You may be wondering what the great W.R.Burnett has to do with all of this.  Well, growing up in the Midwest in the first decades of the twentieth century, he evidently became a baseball fan.  Resettling in LA in 1929 for the rest of his life after his novel LITTLE CAESAR became a sensation and adapted for the screen, the enormously prolific Burnett only wrote one book on baseball, THE ROAR OF THE CROWD: CONVERSATIONS WITH AN EX-BIG LEAGUER (NY, Clarkson Potter, 1964).

 

Burnett never was a baseball player - he did briefly play freshman football at Ohio State where his grandfather had been the mayor of Columbus and his father had worked closely with Governor James Cox, who lost the 1920 Presidential election to Warren Harding. 

 

But W. R. (William Riley) understood how hard a game baseball was to play.  Check out this passage from ROAR OF THE GAME on slumps that could give Mookie and Judge and any struggling hitter some solace:  "[There is] just no explanation for a slump and no ready remedy."  Except, he insisted, to battle through it with the optimistic spirit which is 75% of baseball:  "There is only one attitude to take in the batter's box - the pitcher is a bum, and you're going to murder him" (pp. 93-94)

 

You get a chance to see one of Burnett's stories on Noir Alley this Sunday Nov 3 at 1230A and 10A - "Nobody Lives Forever" (1946) starring John Garfield with

Geraldine Fitzgerald and Faye Emerson as the women in this handsome gangster's life that he tries to balance with predictably disastrous results.  The absorbing novel of the same name was republished earlier this year by Stark House Noir Classics in Eureka, California. 

 

Except for "Million Dollar Mermaid" (1952) with Esther Williams playing champion swimmner Annette Kellerman on W aft Nov 6 215P EDT, there are no movies with sports content to list. But here are some of the other memorable ones coming up shortly.

 

F Nov 1 8P "Being There" (1979) Peter Sellers as gardener who runs for President.  With Shirley MacLaine and Melvyn Douglas

 

Sa Nov 2 8P "A Face In The Crowd" (1957) Andy Griffith's powerhouse performance as guitar-slinging Lonesome Rhodes with Patricia Neal/Walter Matthau/Lee Remick in her debut

  followed at 10P by Billy Wilder's acerbic "Ace In The Hole" (1951) with Kirk Douglas as cynical reporter ready to milk a tragedy for all its worth

 

Su Nov 3p after the repeat performance of "Nobody Lives Forever" get this lineup:

12N  a classic Hitchcock: "North by Northwest" (1957) Cary Grant, Eva Marie Saint, James Mason

230P Bette Davis in "Payment on Demand" (1951)

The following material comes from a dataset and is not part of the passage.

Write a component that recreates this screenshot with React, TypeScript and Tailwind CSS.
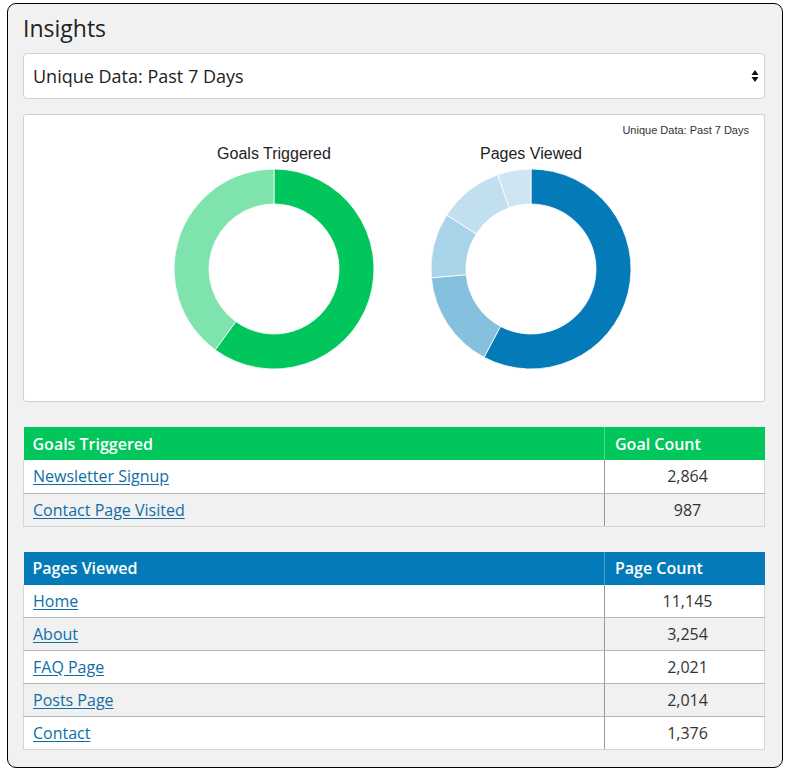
import React from "react";

type Slice = { value: number; color: string };

const goals = [
  { label: "Newsletter Signup", count: 2864 },
  { label: "Contact Page Visited", count: 987 },
];

const pages = [
  { label: "Home", count: 11145 },
  { label: "About", count: 3254 },
  { label: "FAQ Page", count: 2021 },
  { label: "Posts Page", count: 2014 },
  { label: "Contact", count: 1376 },
];

// slice sizes as drawn by the chart (degrees)
const goalSlices: Slice[] = [
  { value: 216, color: "#00c65b" },
  { value: 144, color: "#7ee3ad" },
];

const pageSlices: Slice[] = [
  { value: 208, color: "#047bb8" },
  { value: 57, color: "#85c0de" },
  { value: 37.6, color: "#a9d3e8" },
  { value: 37.9, color: "#c1dfee" },
  { value: 19.5, color: "#cfe6f2" },
];

function arcPath(cx: number, cy: number, r: number, ir: number, a0: number, a1: number) {
  const p = (rad: number, a: number) => [cx + rad * Math.sin(a), cy - rad * Math.cos(a)];
  const large = a1 - a0 > Math.PI ? 1 : 0;
  const [x0, y0] = p(r, a0);
  const [x1, y1] = p(r, a1);
  const [x2, y2] = p(ir, a1);
  const [x3, y3] = p(ir, a0);
  return `M${x0} ${y0} A${r} ${r} 0 ${large} 1 ${x1} ${y1} L${x2} ${y2} A${ir} ${ir} 0 ${large} 0 ${x3} ${y3} Z`;
}

function Donut({ slices }: { slices: Slice[] }) {
  const total = slices.reduce((s, x) => s + x.value, 0);
  let start = 0;
  return (
    <svg width="202" height="202" viewBox="0 0 202 202">
      {slices.map((s, i) => {
        const end = start + (s.value / total) * Math.PI * 2;
        const d = arcPath(101, 101, 100, 65, start, end);
        start = end;
        return <path key={i} d={d} fill={s.color} stroke="#ffffff" strokeWidth="0.8" />;
      })}
    </svg>
  );
}

function Chart({ title, slices }: { title: string; slices: Slice[] }) {
  return (
    <div className="flex flex-col items-center">
      <div className="text-[16px] leading-[19px] text-[#222] font-['Liberation_Sans',Arial,sans-serif]">{title}</div>
      <div className="mt-[5px]">
        <Donut slices={slices} />
      </div>
    </div>
  );
}

function DataTable({
  title,
  countLabel,
  color,
  rows,
}: {
  title: string;
  countLabel: string;
  color: string;
  rows: { label: string; count: number }[];
}) {
  return (
    <table className="w-full border-collapse text-[16px]">
      <thead>
        <tr className="text-white" style={{ backgroundColor: color }}>
          <th className="h-[33px] text-left pl-[9px] font-semibold">{title}</th>
          <th className="h-[33px] w-[160px] text-left pl-[10px] font-semibold border-l border-white/30">{countLabel}</th>
        </tr>
      </thead>
      <tbody>
        {rows.map((r, i) => (
          <tr key={r.label} className={i % 2 === 0 ? "bg-white" : "bg-[#f1f1f1]"}>
            <td
              className={`h-[33px] pl-[9px] border-l border-l-[#d6d6d6] ${
                i === rows.length - 1 ? "border-b border-b-[#d6d6d6]" : "border-b border-b-[#b5b5b5]"
              }`}
            >
              <a href="#" className="text-[#0f6ea6] underline underline-offset-2">
                {r.label}
              </a>
            </td>
            <td
              className={`h-[33px] text-center pl-[6px] text-[#333] border-l border-l-[#999] border-r border-r-[#d6d6d6] ${
                i === rows.length - 1 ? "border-b border-b-[#d6d6d6]" : "border-b border-b-[#b5b5b5]"
              }`}
            >
              {r.count.toLocaleString("en-US")}
            </td>
          </tr>
        ))}
      </tbody>
    </table>
  );
}

export default function App() {
  return (
    <div className="w-[790px] h-[775px] bg-white pt-[3px] pl-[7px] font-['Open_Sans',sans-serif] text-[#222]">
      <div className="w-[776px] h-[765px] bg-[#f1f1f1] border border-black rounded-[9px] pt-[10px] pl-[15px] pr-[17px]">
        <h1 className="text-[23px] leading-[29px] text-[#222]">Insights</h1>
        <div className="mt-[10px] h-[46px] bg-white border border-[#d0d0d0] rounded-[4px] flex items-center justify-between pl-[9px] pr-[5px]">
          <span className="text-[18px]">Unique Data: Past 7 Days</span>
          <svg width="8" height="14" viewBox="0 0 8 14">
            <path d="M4 1 L7.5 6 L0.5 6 Z" fill="#111" />
            <path d="M4 13 L7.5 8 L0.5 8 Z" fill="#111" />
          </svg>
        </div>
        <div className="mt-[15px] h-[288px] bg-white border border-[#d0d0d0] rounded-[3px] pt-[8px] pr-[15px]">
          <div className="flex justify-end text-[11px] leading-[14px] text-[#333] font-['Liberation_Sans',Arial,sans-serif]">
            Unique Data: Past 7 Days
          </div>
          <div className="flex justify-center gap-[55px] pl-[32px] mt-[7px]">
            <Chart title="Goals Triggered" slices={goalSlices} />
            <Chart title="Pages Viewed" slices={pageSlices} />
          </div>
        </div>
        <div className="mt-[25px]">
          <DataTable title="Goals Triggered" countLabel="Goal Count" color="#00c65b" rows={goals} />
        </div>
        <div className="mt-[25px]">
          <DataTable title="Pages Viewed" countLabel="Page Count" color="#047bb8" rows={pages} />
        </div>
      </div>
    </div>
  );
}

415P Joan Crawford in "The Damned Don't Cry" (1950)

6P a classic Orson Welles: "Touch of Evil" (1958) with Charlton Heston, Janet Leigh

and then for something shall we say slightly mellower, 2 with Danny Kaye and Virginia Mayo:

8P "The Secret Life of Walter Mitty" (1947) also with Boris Karloff

10P "A Song Is Born" (1948) also with Benny Goodman and his musicians - (revival of the better "Ball of Fire" (1941) with Gary Cooper/Barbara Stanwyck)

 

M Nov 4 two classic John Cassavetes/Gena Rowlands films

8P "Woman Under The Influence" (1974)

10P "Gloria" (1980)

 

A belated congrats to the NY Liberty who won their first WNBA title with a thrilling, nay heart-stopping, overtime victory over the Minnesota Lynx. Kudos to Liberty coach Australian-born Sandy Brondello and also to outstanding Lynx coach Cheryl Reeve who led the USA National Team to its stirring gold medal win over France in the Paris 2024 Olympics (corrections from an early edition of this blog). 

 

That's all for now.  Regardless of how the election turns out, I'll be back on this post before too long.  In the meantime, always remember:

Stay positive, test negative; Take it easy but take it; and make sure to turn your clocks back by 2AM on Sun Nov 3.